Brodesco analizza con grande acutezza alcuni capitoli fondamentali della storia del cinema dell’emergenza, concentrandosi in particolare sulla figura dello scienziato. Questo viene rappresentato attraverso un campionario di stereotipi, non di rado contraddittori, che permettono tuttavia di capire come viene costruito e percepito socialmente il suo ruolo. Lo scienziato, al cinema, appare una figura ambigua, che oscilla tra due poli: può essere un distruttore oppure un salvatore dell’umanità.

Il cinema espressionista tedesco degli anni Venti e gli horror Universal degli anni Trenta, con film come Il gabinetto del dottor Caligari di R. Wiene, Il dottor Mabuse e Metropolis di F. Lang, Frankenstein di J. Whale offrono dei modelli decisivi nella rappresentazione dello scienziato. In questa fase prevale una sua funzione negativa. Vengono inoltre elaborati alcuni segni distintivi destinati a durare nel tempo: lo scienziato si muove nello spazio chiuso del suo laboratorio, indossa il camice, ha i capelli scompigliati (secondo il modello di Einstein, simbolo del cervello brillante ma ingovernabile che sta sotto), spesso ha un difetto fisico che ci mette in guardia su una possibile manchevolezza nella gestione della conoscenza.

Secondo le coordinate tracciate da Brodesco, il cinema dell’emergenza conosce la sua prima fioritura negli anni Cinquanta, nell’atmosfera della guerra fredda. In questo periodo la scienza sconta la scoperta della bomba atomica e quindi lo scienziato viene guardato con diffidenza, anche se può avere un ruolo sia positivo che negativo. È interessante notare come la paura del comunismo si materializzi sullo schermo attraverso l’inquietante figura del marziano.
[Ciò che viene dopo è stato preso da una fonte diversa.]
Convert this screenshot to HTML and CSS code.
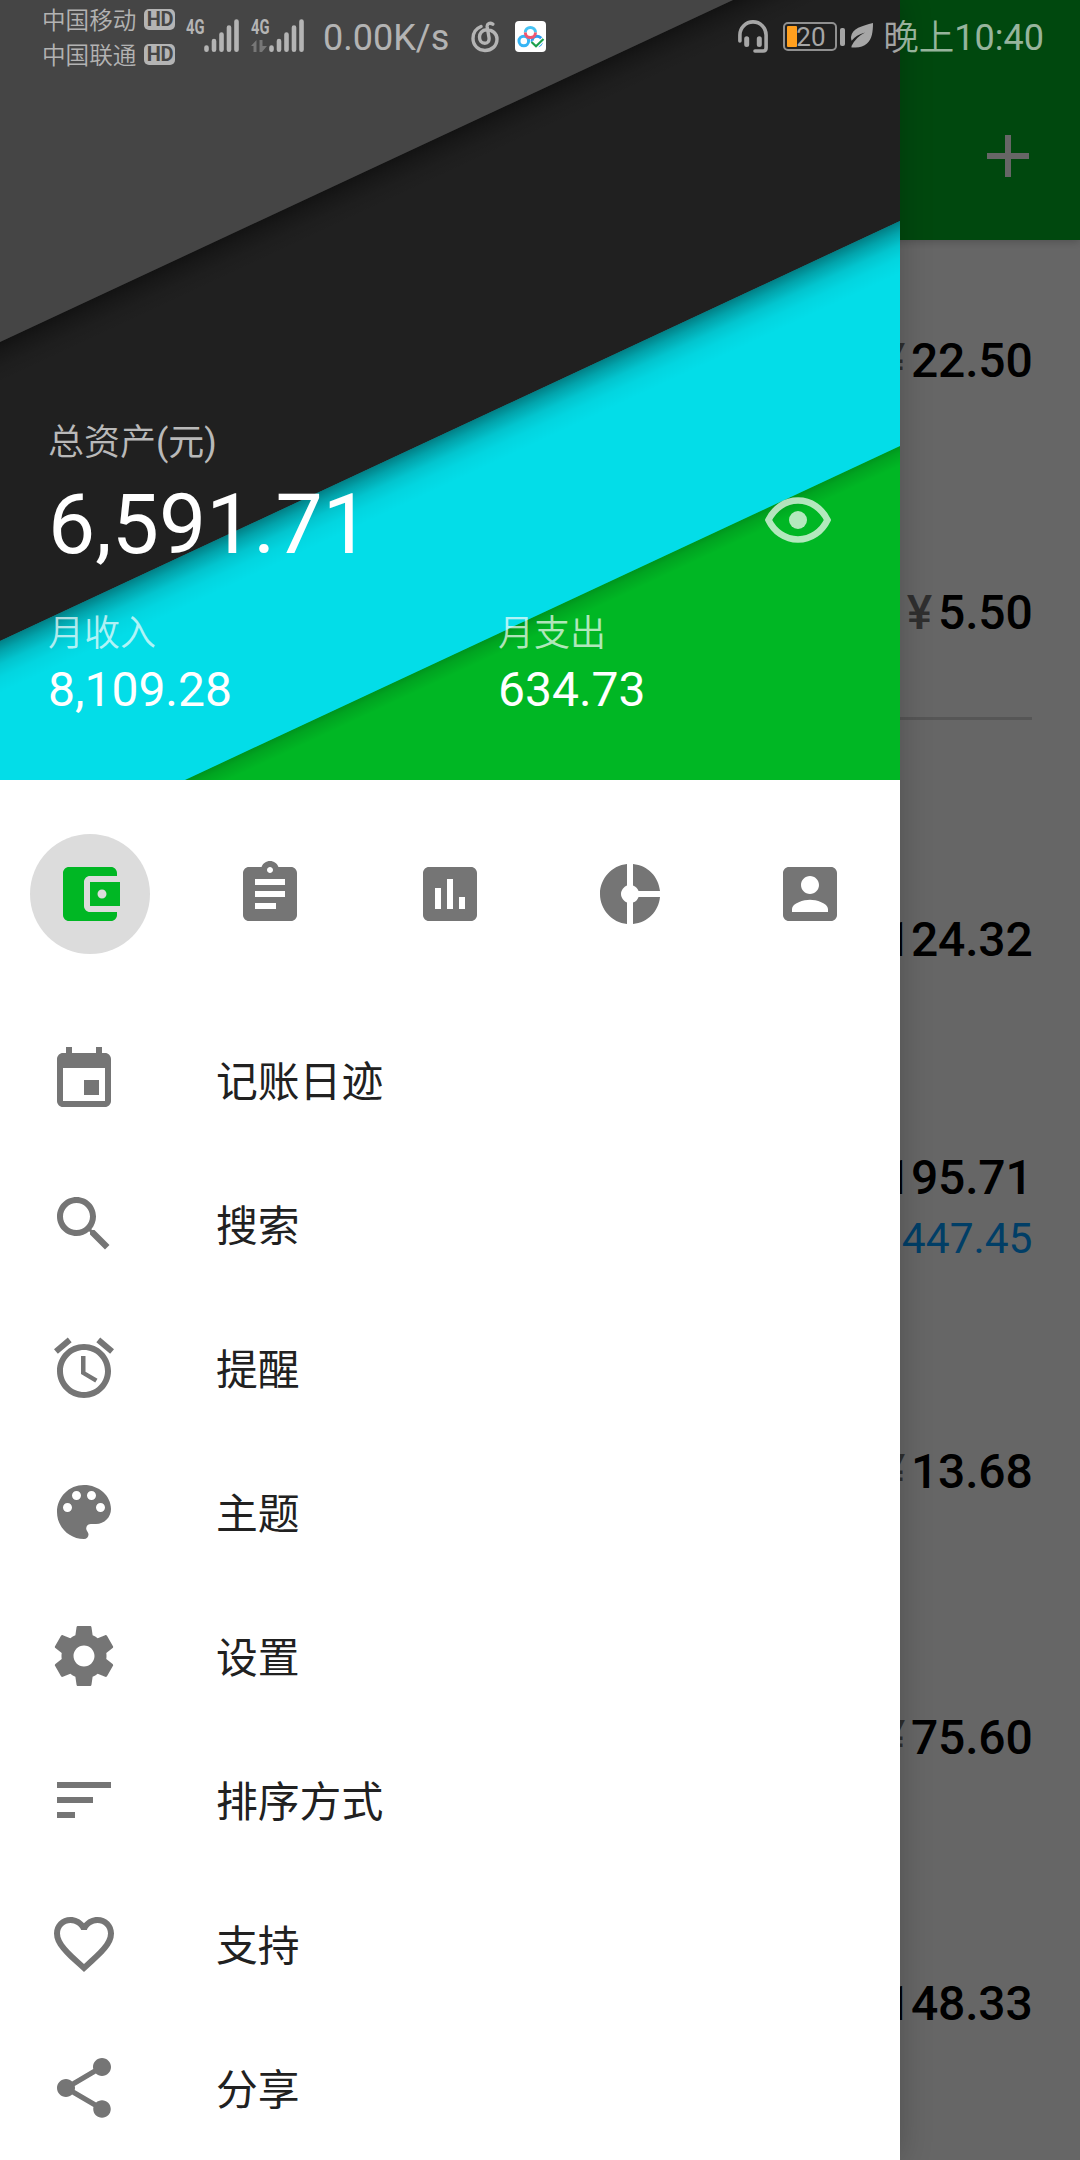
FILE: index.html
```html
<!DOCTYPE html>
<html lang="zh-CN">
<head>
<meta charset="utf-8">
<title>记账</title>
<link rel="stylesheet" href="styles.css">
</head>
<body>
<div class="screen">
  <main class="page">
    <header class="appbar">
      <svg class="icon appbar-add" viewBox="0 0 24 24"><path d="M19 13h-6v6h-2v-6H5v-2h6V5h2v6h6v2z"/></svg>
    </header>
    <section class="recent">
      <div class="entry"><span class="yen">¥</span>22.50</div>
      <div class="entry entry-last"><span class="yen">¥</span>5.50</div>
    </section>
    <section class="accounts">
      <div class="account"><p class="amount"><span class="yen">¥</span>124.32</p></div>
      <div class="account"><p class="amount"><span class="yen">¥</span>195.71</p><p class="credit">447.45</p></div>
      <div class="account"><p class="amount"><span class="yen">¥</span>13.68</p></div>
      <div class="account"><p class="amount"><span class="yen">¥</span>75.60</p></div>
      <div class="account"><p class="amount"><span class="yen">¥</span>148.33</p></div>
    </section>
  </main>

  <div class="scrim"></div>

  <aside class="drawer">
    <header class="summary">
      <svg class="backdrop" viewBox="0 0 900 780">
        <defs>
          <linearGradient id="s1" gradientUnits="userSpaceOnUse" x1="0" y1="342" x2="16" y2="376.3">
            <stop offset="0" stop-opacity=".42"/><stop offset=".25" stop-opacity=".25"/><stop offset=".6" stop-opacity=".08"/><stop offset="1" stop-opacity="0"/>
          </linearGradient>
          <linearGradient id="s2" gradientUnits="userSpaceOnUse" x1="0" y1="641" x2="20" y2="683.9">
            <stop offset="0" stop-opacity=".42"/><stop offset=".2" stop-opacity=".26"/><stop offset=".45" stop-opacity=".11"/><stop offset=".7" stop-opacity=".035"/><stop offset="1" stop-opacity="0"/>
          </linearGradient>
          <linearGradient id="s3" gradientUnits="userSpaceOnUse" x1="0" y1="866" x2="8" y2="883.100">
            <stop offset="0" stop-opacity=".2"/><stop offset=".35" stop-opacity=".1"/><stop offset="1" stop-opacity="0"/>
          </linearGradient>
        </defs>
        <path fill="#00b724" d="M0 0h900v780H0z"/>
        <path fill="url(#s3)" d="M0 866 900 446v334H0z"/>
        <path fill="#03dde8" d="M0 0H900V446L185 780H0z"/>
        <path fill="url(#s2)" d="M0 641 900 221V446L185 780H0z"/>
        <path fill="#202020" d="M0 0H900V221L0 641z"/>
        <path fill="url(#s1)" d="M0 342 733 0H900V221L0 641z"/>
        <path fill="#454545" d="M0 0H733L0 342z"/>
      </svg>
      <div class="total">
        <div>
          <p class="label">总资产<span class="unit">(元)</span></p>
          <p class="total-value">6,591.71</p>
        </div>
        <svg class="eye" viewBox="0 0 66 46"><path d="M3.500 23C9 11.500 20 3.500 33 3.500S57 11.500 62.500 23C57 34.500 46 42.500 33 42.500S9 34.500 3.500 23z"/><circle cx="33" cy="23" r="9"/></svg>
      </div>
      <div class="month">
        <div><p class="label">月收入</p><p class="month-value">8,109.28</p></div>
        <div><p class="label">月支出</p><p class="month-value">634.73</p></div>
      </div>
    </header>

    <nav class="tabs">
      <a class="tab tab-active"><svg class="icon" viewBox="0 0 24 24"><path d="M21 18v1c0 1.100-.9 2-2 2H5c-1.110 0-2-.9-2-2V5c0-1.100.89-2 2-2h14c1.100 0 2 .9 2 2v1h-9c-1.110 0-2 .9-2 2v8c0 1.100.89 2 2 2h9zm-9-2h10V8H12v8zm4-2.500c-.83 0-1.500-.67-1.500-1.500s.67-1.500 1.500-1.500 1.500.67 1.500 1.500-.67 1.500-1.500 1.500z"/></svg></a>
      <a class="tab"><svg class="icon" viewBox="0 0 24 24"><path d="M19 3h-4.180C14.400 1.840 13.300 1 12 1c-1.300 0-2.400.84-2.820 2H5c-1.100 0-2 .9-2 2v14c0 1.100.9 2 2 2h14c1.100 0 2-.9 2-2V5c0-1.100-.9-2-2-2zm-7 0c.55 0 1 .45 1 1s-.45 1-1 1-1-.45-1-1 .45-1 1-1zm2 14H7v-2h7v2zm3-4H7v-2h10v2zm0-4H7V7h10v2z"/></svg></a>
      <a class="tab"><svg class="icon" viewBox="0 0 24 24"><path d="M19 3H5c-1.100 0-2 .9-2 2v14c0 1.100.9 2 2 2h14c1.100 0 2-.9 2-2V5c0-1.100-.9-2-2-2zM9 17H7v-7h2v7zm4 0h-2V7h2v10zm4 0h-2v-4h2v4z"/></svg></a>
      <a class="tab"><svg class="icon" viewBox="0 0 24 24"><path d="M11 9.160V2c-5 .5-9 4.790-9 10s4 9.500 9 10v-7.160c-1-.41-2-1.520-2-2.840s1-2.430 2-2.840zM14.860 11H22c-.48-4.750-4-8.530-9-9v7.160c1 .3 1.520.98 1.860 1.840zM13 14.840V22c5-.47 8.520-4.250 9-9h-7.140c-.34.86-.86 1.540-1.860 1.840z"/></svg></a>
      <a class="tab"><svg class="icon" viewBox="0 0 24 24"><path d="M3 5v14c0 1.100.89 2 2 2h14c1.100 0 2-.9 2-2V5c0-1.100-.9-2-2-2H5c-1.110 0-2 .9-2 2zm12 4c0 1.660-1.340 3-3 3s-3-1.340-3-3 1.340-3 3-3 3 1.340 3 3zm-9 8c0-2 4-3.100 6-3.100s6 1.100 6 3.100v1H6v-1z"/></svg></a>
    </nav>

    <ul class="menu">
      <li><svg class="icon" viewBox="0 0 24 24"><path d="M17 12h-5v5h5v-5z"/><path d="M16 1v2H8V1H6v2H5c-1.100 0-2 .9-2 2v14c0 1.100.9 2 2 2h14c1.100 0 2-.9 2-2V5c0-1.100-.9-2-2-2h-1V1h-2zm3 18H5V8h14v11z"/></svg><span>记账日迹</span></li>
      <li><svg class="icon" viewBox="0 0 24 24"><path d="M15.500 14h-.79l-.28-.27C15.410 12.590 16 11.110 16 9.500 16 5.910 13.090 3 9.500 3S3 5.910 3 9.500 5.910 16 9.500 16c1.610 0 3.090-.59 4.230-1.570l.27.28v.79l5 4.990L20.490 19l-4.990-5zm-6 0C7.010 14 5 11.990 5 9.500S7.010 5 9.500 5 14 7.010 14 9.500 11.990 14 9.500 14z"/></svg><span>搜索</span></li>
      <li><svg class="icon" viewBox="0 0 24 24"><path d="M22 5.720l-4.600-3.860-1.290 1.530 4.600 3.860L22 5.720zM7.880 3.390L6.600 1.860 2 5.710l1.290 1.530 4.590-3.850zM12.500 8H11v6l4.750 2.850.75-1.230-4-2.370V8zM12 4c-4.970 0-9 4.030-9 9s4.020 9 9 9c4.970 0 9-4.030 9-9s-4.030-9-9-9zm0 16c-3.870 0-7-3.130-7-7s3.130-7 7-7 7 3.130 7 7-3.130 7-7 7z"/></svg><span>提醒</span></li>
      <li><svg class="icon" viewBox="0 0 24 24"><path d="M12 3c-4.970 0-9 4.030-9 9s4.030 9 9 9c.83 0 1.500-.67 1.500-1.500 0-.39-.15-.74-.39-1.010-.23-.26-.38-.61-.38-.99 0-.83.67-1.500 1.500-1.500H16c2.760 0 5-2.240 5-5 0-4.420-4.030-8-9-8zm-5.500 9c-.83 0-1.500-.67-1.500-1.500S5.670 9 6.500 9 8 9.670 8 10.500 7.330 12 6.500 12zm3-4C8.670 8 8 7.330 8 6.500S8.670 5 9.500 5s1.500.67 1.500 1.500S10.330 8 9.500 8zm5 0c-.83 0-1.500-.67-1.500-1.500S13.670 5 14.500 5s1.500.67 1.500 1.500S15.330 8 14.500 8zm3 4c-.83 0-1.500-.67-1.500-1.500S16.670 9 17.500 9s1.500.67 1.500 1.500-.67 1.500-1.500 1.500z"/></svg><span>主题</span></li>
      <li><svg class="icon" viewBox="0 0 24 24"><path d="M19.430 12.980c.04-.32.07-.64.07-.98s-.03-.66-.07-.98l2.110-1.650c.19-.15.24-.42.12-.64l-2-3.460c-.12-.22-.39-.3-.61-.22l-2.490 1c-.52-.4-1.080-.73-1.690-.98l-.38-2.650C14.460 2.180 14.250 2 14 2h-4c-.25 0-.46.18-.49.42l-.38 2.650c-.61.25-1.170.59-1.690.98l-2.490-1c-.23-.09-.49 0-.61.22l-2 3.460c-.13.22-.07.49.12.64l2.110 1.650c-.04.32-.07.65-.07.98s.03.66.07.98l-2.110 1.650c-.19.15-.24.42-.12.64l2 3.460c.12.22.39.3.61.22l2.490-1c.52.4 1.080.73 1.690.98l.38 2.650c.03.24.24.42.49.42h4c.25 0 .46-.18.49-.42l.38-2.650c.61-.25 1.170-.59 1.690-.98l2.490 1c.23.09.49 0 .61-.22l2-3.460c.12-.22.07-.49-.12-.64l-2.110-1.650zM12 15.500c-1.930 0-3.500-1.570-3.500-3.500s1.570-3.500 3.500-3.500 3.500 1.570 3.500 3.500-1.570 3.500-3.500 3.500z"/></svg><span>设置</span></li>
      <li><svg class="icon" viewBox="0 0 24 24"><path d="M3 18h6v-2H3v2zM3 6v2h18V6H3zm0 7h12v-2H3v2z"/></svg><span>排序方式</span></li>
      <li><svg class="icon" viewBox="0 0 24 24"><path d="M16.500 3c-1.740 0-3.410.81-4.500 2.090C10.910 3.810 9.240 3 7.500 3 4.420 3 2 5.420 2 8.500c0 3.780 3.400 6.860 8.550 11.540L12 21.350l1.450-1.320C18.600 15.360 22 12.280 22 8.500 22 5.420 19.580 3 16.500 3zm-4.400 15.550l-.1.100-.1-.1C7.140 14.240 4 11.390 4 8.500 4 6.500 5.500 5 7.500 5c1.540 0 3.040.99 3.570 2.360h1.870C13.460 5.990 14.960 5 16.500 5c2 0 3.500 1.500 3.500 3.500 0 2.890-3.140 5.740-7.900 10.050z"/></svg><span>支持</span></li>
      <li><svg class="icon" viewBox="0 0 24 24"><path d="M18 16.080c-.76 0-1.440.3-1.960.77L8.910 12.700c.05-.23.09-.46.09-.7s-.04-.47-.09-.7l7.050-4.110c.54.5 1.250.81 2.040.81 1.660 0 3-1.340 3-3s-1.340-3-3-3-3 1.340-3 3c0 .24.04.47.09.7L8.040 9.810C7.500 9.310 6.790 9 6 9c-1.660 0-3 1.340-3 3s1.340 3 3 3c.79 0 1.500-.31 2.040-.81l7.120 4.160c-.05.21-.08.43-.08.65 0 1.610 1.310 2.920 2.920 2.920s2.920-1.310 2.920-2.920-1.310-2.920-2.920-2.920z"/></svg><span>分享</span></li>
    </ul>
  </aside>

  <div class="statusbar">
    <div class="carriers">
      <p>中国移动<b class="hd">HD</b></p>
      <p>中国联通<b class="hd">HD</b></p>
    </div>
    <svg class="signals" viewBox="0 0 120 72">
      <text x="0" y="34" textLength="18.500" lengthAdjust="spacingAndGlyphs">4G</text>
      <g stroke-width="4.600" stroke-linecap="round">
        <path d="M20.500 47.600v2.200M28 41v8.800M35.500 34.500v15.300M43 27.500v22.300M50.500 21.500v28.300"/>
        <path d="M85.500 47.600v2.200M93 41v8.800M100.500 34.500v15.300M108 27.500v22.300M115.500 21.500v28.300"/>
      </g>
      <text x="65" y="34" textLength="18.500" lengthAdjust="spacingAndGlyphs">4G</text>
      <path class="traffic" d="M65 46l5.500-6v12h-3v-6zM73.500 40h3v6h4.500l-5 6h-2.500z"/>
    </svg>
    <span class="speed">0.00K/s</span>
    <svg class="music" viewBox="0 0 28 32"><path d="M10 5.500C5 7.500 2 12 2 17.500 2 24.500 7.500 29.500 14 29.500s12-4.500 12-11.500C26 12.500 21.500 8.800 15.500 8.800 11 8.800 8.500 12.500 8.500 16s2 6.300 5.300 6.300S18.500 19.800 18 16.500L16.200 6C15.800 2.500 19 1.200 21.800 3.200"/></svg>
    <svg class="cloud" viewBox="0 0 31 31">
      <rect width="31" height="31" rx="4" fill="#fff"/>
      <g fill="none" stroke-width="3"><circle cx="8.800" cy="20" r="4.800" stroke="#36b5f5"/><circle cx="22" cy="20" r="4.800" stroke="#2b9df0"/><path d="M10.300 11.500a5.100 5.100 0 1 1 10.200 0" stroke="#46c3f4"/><path d="M10.300 11.500a5.100 5.100 0 1 0 10.200 0" stroke="#f0566f"/></g>
      <path d="M16.500 21l4.500 4.300 7.500-7.300" fill="none" stroke="#fff" stroke-width="4.500"/>
      <path d="M16.500 21l4.500 4.300 7.500-7.300" fill="none" stroke="#1c9f4b" stroke-width="2.200"/>
    </svg>
    <span class="spacer"></span>
    <svg class="headset" viewBox="0 0 30 34"><path fill="none" stroke-width="3.600" stroke-linecap="round" d="M1.900 21V15a13.100 13.100 0 0 1 26.200 0v13q0 3-3 3H17"/><path fill="none" stroke-width="5" stroke-linecap="round" d="M8.700 18.700v5.800M21.300 18.700v5.800"/></svg>
    <div class="battery"><span class="battery-level"></span>20</div>
    <svg class="leaf" viewBox="0 0 24 26"><path d="M23 0C12 3 2 5 1 14q0 2 .6 3.800Q6 12 15 9.500 6 14 1.500 23v1.500H4q8 .5 13-4C22 16 23 9 23 0z"/></svg>
    <span class="clock">晚上<span class="clock-time">10:40</span></span>
  </div>
</div>
</body>
</html>
```
FILE: styles.css
```css
* {
  box-sizing: border-box;
  margin: 0;
  padding: 0;
}

body {
  font-family: Roboto, "Noto Sans CJK SC", sans-serif;
}

.screen {
  position: relative;
  width: 1080px;
  height: 2160px;
  overflow: hidden;
}

.icon {
  display: block;
  flex: none;
  width: 72px;
  height: 72px;
  fill: #757575;
}

/* Account list behind the drawer */
.page {
  height: 2160px;
  background: #fff;
}

.appbar {
  display: flex;
  justify-content: flex-end;
  height: 240px;
  padding: 120px 36px 0 0;
  background: #00b424;
  position: relative;
  box-shadow: 0 2px 8px rgba(0, 0, 0, .2);
}

.appbar-add {
  fill: #fff;
}

.recent {
  width: 1032px;
  height: 480px;
  border-bottom: 3px solid #d8d8d8;
}

.entry,
.amount {
  font-size: 48px;
  font-weight: 500;
  line-height: 56px;
  text-align: right;
  letter-spacing: -.2px;
  margin-right: -.5px;
}

.entry {
  padding-top: 93px;
  height: 252px;
}

.yen {
  margin-right: 6px;
  color: rgba(0, 0, 0, .54);
}

.accounts {
  padding: 87px 48px 0 0;
}

.account {
  display: flex;
  flex-direction: column;
  align-items: flex-end;
  justify-content: center;
  height: 266px;
}

.credit {
  margin: 5px -.5px -4px 0;
  font-size: 42.500px;
  line-height: 56px;
  color: #039cff;
}

.scrim {
  position: absolute;
  inset: 0;
  background: rgba(0, 0, 0, .6);
}

/* Navigation drawer */
.drawer {
  position: absolute;
  top: 0;
  left: 0;
  width: 900px;
  height: 2160px;
  background: #fff;
  box-shadow: 0 0 30px rgba(0, 0, 0, .22);
}

.summary {
  position: relative;
  height: 780px;
  padding: 419px 0 0 48px;
  color: #fff;
}

.backdrop {
  position: absolute;
  inset: 0;
  width: 900px;
  height: 780px;
}

.total,
.month {
  position: relative;
  display: flex;
}

.total {
  justify-content: space-between;
  padding-right: 69px;
}

.label {
  font-size: 36px;
  font-weight: 350;
  line-height: 48px;
  color: rgba(255, 255, 255, .7);
}

.unit {
  font-weight: 400;
}

.total-value {
  font-size: 84px;
  line-height: 100px;
  margin-top: 8px;
}

.eye {
  width: 66px;
  height: 46px;
  margin-top: 78px;
  opacity: .7;
  fill: #fff;
}

.eye path {
  fill: none;
  stroke: #fff;
  stroke-width: 6.500px;
}

.month {
  margin-top: 35px;
}

.month > div {
  flex: none;
  width: 450px;
}

.month-value {
  font-size: 48px;
  line-height: 60px;
  margin-top: 2px;
}

.tabs {
  display: flex;
  height: 228px;
  padding-top: 54px;
}

.tab {
  display: flex;
  align-items: center;
  justify-content: center;
  width: 120px;
  height: 120px;
  margin: 0 30px;
  border-radius: 50%;
}

.tab-active {
  background: #dcdcdc;
}

.tab-active .icon {
  fill: #00b724;
}

.menu {
  list-style: none;
}

.menu li {
  display: flex;
  align-items: center;
  gap: 96px;
  height: 144px;
  padding-left: 48px;
  font-size: 41.800px;
  font-weight: 400;
  color: #212121;
}

.menu span {
  padding-bottom: 3px;
}

/* System status bar */
.statusbar {
  position: absolute;
  top: 0;
  left: 0;
  display: flex;
  width: 1080px;
  height: 72px;
  padding: 0 36px 0 42px;
  color: rgba(255, 255, 255, .6);
}

.statusbar > * {
  flex: none;
}

.carriers {
  padding-top: 1px;
  width: 144px;
  font-size: 23.600px;
  font-weight: 350;
}

.carriers p {
  display: flex;
  align-items: center;
  height: 35px;
}

.hd {
  width: 31px;
  height: 21px;
  margin: 2px 0 0 8px;
  border-radius: 5px;
  background: #b4b4b4;
  color: #454545;
  font-size: 20px;
  font-weight: 700;
  line-height: 21px;
  letter-spacing: -.5px;
  text-align: center;
}

.signals {
  width: 120px;
  height: 72px;
  font-size: 20px;
  font-weight: 700;
  fill: #b4b4b4;
}

.signals g {
  stroke: #b4b4b4;
}

.signals .traffic {
  fill: #777;
}

.speed {
  width: 150px;
  padding-left: 17px;
  font-size: 36px;
  line-height: 76px;
}

.music {
  width: 28px;
  height: 32px;
  margin: 21px 0 0 15px;
  fill: none;
  stroke: #b4b4b4;
  stroke-width: 3.400px;
  stroke-linecap: round;
}

.cloud {
  width: 31px;
  height: 31px;
  margin: 21px 0 0 16px;
}

.statusbar .spacer {
  flex: 1;
}

.headset {
  width: 30px;
  height: 34px;
  margin-top: 20px;
  stroke: #a6a6a6;
}

.battery {
  position: relative;
  width: 54px;
  height: 29px;
  margin: 22px 13px 0 15px;
  padding-left: 11px;
  border: 2px solid #909090;
  border-radius: 5px;
  font-size: 26px;
  line-height: 26px;
  color: #a6a6a6;
}

.battery::after {
  content: "";
  position: absolute;
  top: 4px;
  left: 55px;
  width: 4.500px;
  height: 18px;
  border-radius: 2px;
  background: #a6a6a6;
}

.battery-level {
  position: absolute;
  top: 2px;
  left: 2px;
  width: 10px;
  height: 21px;
  border-radius: 1px;
  background: #ff9f1e;
}

.leaf {
  width: 24px;
  height: 26px;
  margin: 23px 9px 0 0;
  fill: #a6a6a6;
}

.clock {
  font-size: 35.500px;
  font-weight: 350;
  line-height: 76px;
}

.clock-time {
  font-size: 36px;
  font-weight: 400;
}
```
Nel frattempo due film determinanti di S. Kubrick, Il dottor Stranamore (1964) e 2001 Odissea nello spazio (1968) fanno acquistare alla science-fiction una capacità di riflessione politico-filosofica che caratterizzerà il genere dagli anni Settanta in poi. Queste due opere mostrano quanto siano imperfetti i meccanismi di controllo elaborati dall’uomo e come la tecnologia contenga già in sé il germe del proprio fallimento.

Proprio negli anni Settanta, il cinema dell’emergenza torna ad un alto grado di popolarità, portando sullo schermo una visione più privata della catastrofe con i disaster-movie. Una delle pellicole simbolo di questo periodo è Lo squalo di S. Spielberg che favorisce la proliferazione di moltissimi film nei quali il pericolo proviene dal mondo animale. Lo scienziato continua ad essere una figura ambigua. Gli viene imputata una parte di colpa nella spiegazione della deriva del mondo ma nello stesso tempo, quando le cose vanno male, si ricorre sempre a lui.

Un nuovo evidente interesse per la tematica del disastro si ha negli anni che precedono il Duemila, con film come Independence day di R. Emmerich, Armageddon di M. Bay e molti altri, di pari passo con l’oscuro pericolo millenaristico collegato a questa data. Nei film dell’emergenza degli anni Duemila prevale il lato eroico dello scienziato, che tende ad assumere la parte del salvatore. In molte pellicole, il disastro si abbatte sulla città di New York, definita dall’architetto Le Corbusier “un cataclisma al rallentatore”. In alcuni film, fa notare Brodesco, è addirittura possibile scorgere una sconcertante anticipazione dell’11 settembre. In Armageddon, ad esempio, si vede una Twin Tower mozzata, con la cima fumante. Se isoliamo il fotogramma, esso appare indistinguibile da una ripresa dell’11 settembre.